## [What the exercise asks]
All of the data should be output character for character, except the pictures.
----------
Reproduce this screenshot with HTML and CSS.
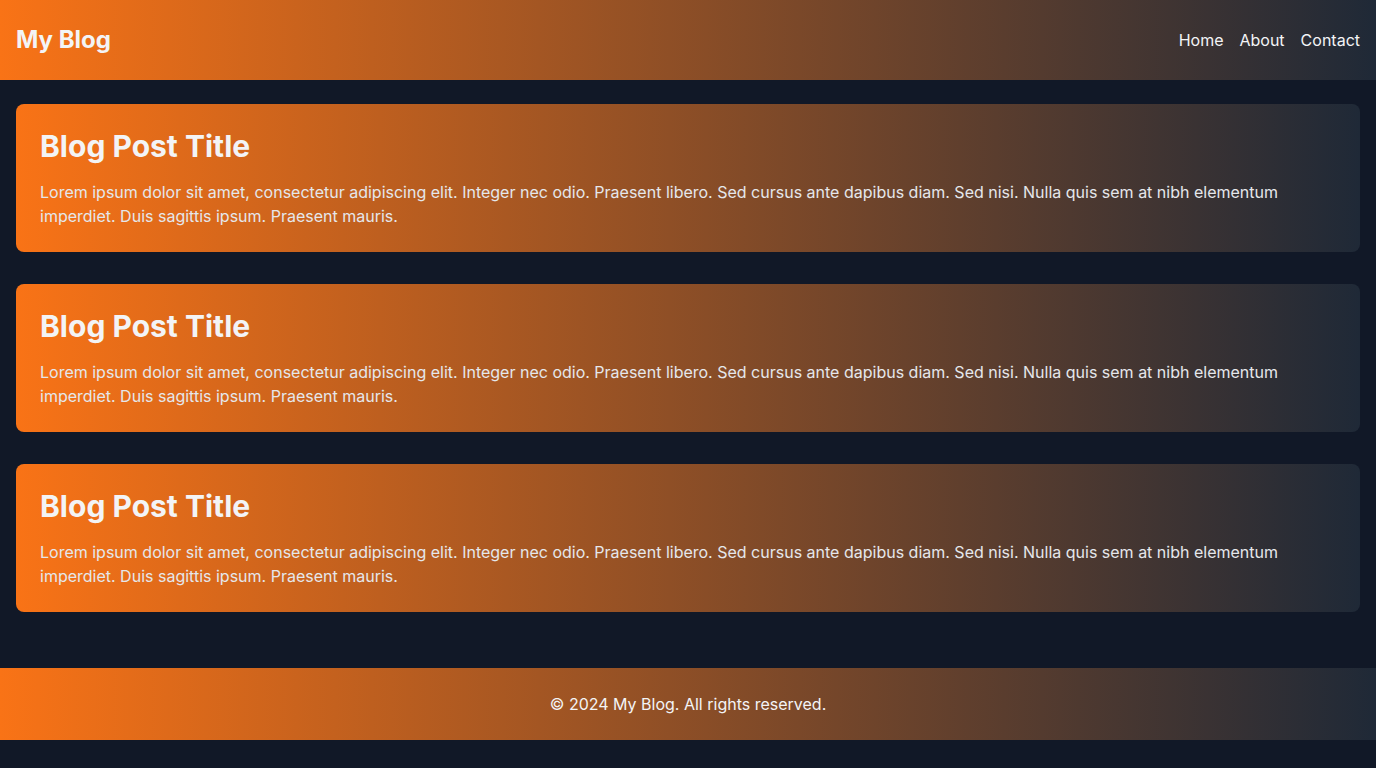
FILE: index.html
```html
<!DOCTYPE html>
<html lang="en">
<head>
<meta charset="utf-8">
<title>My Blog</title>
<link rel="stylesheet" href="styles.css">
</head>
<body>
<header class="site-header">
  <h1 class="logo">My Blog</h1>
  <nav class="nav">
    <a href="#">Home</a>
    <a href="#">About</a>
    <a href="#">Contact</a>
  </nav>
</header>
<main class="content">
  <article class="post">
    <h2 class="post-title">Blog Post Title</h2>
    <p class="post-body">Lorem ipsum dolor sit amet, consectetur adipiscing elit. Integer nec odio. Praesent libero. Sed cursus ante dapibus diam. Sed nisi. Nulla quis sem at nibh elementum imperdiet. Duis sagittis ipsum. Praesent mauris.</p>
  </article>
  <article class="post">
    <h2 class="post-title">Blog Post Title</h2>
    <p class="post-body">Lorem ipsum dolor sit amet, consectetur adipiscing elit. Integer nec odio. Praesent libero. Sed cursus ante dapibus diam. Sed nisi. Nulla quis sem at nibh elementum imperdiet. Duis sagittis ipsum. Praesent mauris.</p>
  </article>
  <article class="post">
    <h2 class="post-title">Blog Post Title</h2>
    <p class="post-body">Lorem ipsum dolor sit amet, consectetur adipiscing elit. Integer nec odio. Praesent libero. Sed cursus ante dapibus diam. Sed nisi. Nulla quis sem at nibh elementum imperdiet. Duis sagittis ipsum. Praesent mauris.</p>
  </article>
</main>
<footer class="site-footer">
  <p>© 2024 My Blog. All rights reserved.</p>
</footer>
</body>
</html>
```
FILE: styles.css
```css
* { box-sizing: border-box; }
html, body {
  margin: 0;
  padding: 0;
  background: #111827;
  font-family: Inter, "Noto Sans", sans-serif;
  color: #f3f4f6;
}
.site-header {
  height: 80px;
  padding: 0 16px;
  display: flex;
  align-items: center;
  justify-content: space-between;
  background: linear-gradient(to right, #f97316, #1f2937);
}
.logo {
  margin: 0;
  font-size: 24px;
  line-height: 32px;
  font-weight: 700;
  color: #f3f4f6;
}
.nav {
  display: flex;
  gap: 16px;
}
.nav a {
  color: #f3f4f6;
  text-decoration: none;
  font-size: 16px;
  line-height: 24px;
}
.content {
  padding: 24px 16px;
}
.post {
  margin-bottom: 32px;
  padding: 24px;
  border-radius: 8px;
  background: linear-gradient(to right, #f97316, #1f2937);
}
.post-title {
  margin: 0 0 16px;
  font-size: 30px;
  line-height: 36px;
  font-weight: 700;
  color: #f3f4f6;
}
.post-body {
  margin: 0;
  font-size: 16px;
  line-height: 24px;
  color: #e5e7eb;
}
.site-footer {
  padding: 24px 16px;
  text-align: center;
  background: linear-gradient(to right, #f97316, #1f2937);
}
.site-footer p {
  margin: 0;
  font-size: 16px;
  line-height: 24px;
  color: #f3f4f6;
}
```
----------
## [Reply to the task]
Reproduce this screenshot with HTML and CSS.
FILE: index.html
```html
<!DOCTYPE html>
<html lang="en">
<head>
<meta charset="utf-8">
<title>My Blog</title>
<link rel="stylesheet" href="styles.css">
</head>
<body>
<header class="site-header">
  <h1 class="logo">My Blog</h1>
  <nav class="nav">
    <a href="#">Home</a>
    <a href="#">About</a>
    <a href="#">Contact</a>
  </nav>
</header>
<main class="content">
  <article class="post">
    <h2 class="post-title">Blog Post Title</h2>
    <p class="post-body">Lorem ipsum dolor sit amet, consectetur adipiscing elit. Integer nec odio. Praesent libero. Sed cursus ante dapibus diam. Sed nisi. Nulla quis sem at nibh elementum imperdiet. Duis sagittis ipsum. Praesent mauris.</p>
  </article>
  <article class="post">
    <h2 class="post-title">Blog Post Title</h2>
    <p class="post-body">Lorem ipsum dolor sit amet, consectetur adipiscing elit. Integer nec odio. Praesent libero. Sed cursus ante dapibus diam. Sed nisi. Nulla quis sem at nibh elementum imperdiet. Duis sagittis ipsum. Praesent mauris.</p>
  </article>
  <article class="post">
    <h2 class="post-title">Blog Post Title</h2>
    <p class="post-body">Lorem ipsum dolor sit amet, consectetur adipiscing elit. Integer nec odio. Praesent libero. Sed cursus ante dapibus diam. Sed nisi. Nulla quis sem at nibh elementum imperdiet. Duis sagittis ipsum. Praesent mauris.</p>
  </article>
</main>
<footer class="site-footer">
  <p>© 2024 My Blog. All rights reserved.</p>
</footer>
</body>
</html>
```
FILE: styles.css
```css
* { box-sizing: border-box; }
html, body {
  margin: 0;
  padding: 0;
  background: #111827;
  font-family: Inter, "Noto Sans", sans-serif;
  color: #f3f4f6;
}
.site-header {
  height: 80px;
  padding: 0 16px;
  display: flex;
  align-items: center;
  justify-content: space-between;
  background: linear-gradient(to right, #f97316, #1f2937);
}
.logo {
  margin: 0;
  font-size: 24px;
  line-height: 32px;
  font-weight: 700;
  color: #f3f4f6;
}
.nav {
  display: flex;
  gap: 16px;
}
.nav a {
  color: #f3f4f6;
  text-decoration: none;
  font-size: 16px;
  line-height: 24px;
}
.content {
  padding: 24px 16px;
}
.post {
  margin-bottom: 32px;
  padding: 24px;
  border-radius: 8px;
  background: linear-gradient(to right, #f97316, #1f2937);
}
.post-title {
  margin: 0 0 16px;
  font-size: 30px;
  line-height: 36px;
  font-weight: 700;
  color: #f3f4f6;
}
.post-body {
  margin: 0;
  font-size: 16px;
  line-height: 24px;
  color: #e5e7eb;
}
.site-footer {
  padding: 24px 16px;
  text-align: center;
  background: linear-gradient(to right, #f97316, #1f2937);
}
.site-footer p {
  margin: 0;
  font-size: 16px;
  line-height: 24px;
  color: #f3f4f6;
}
```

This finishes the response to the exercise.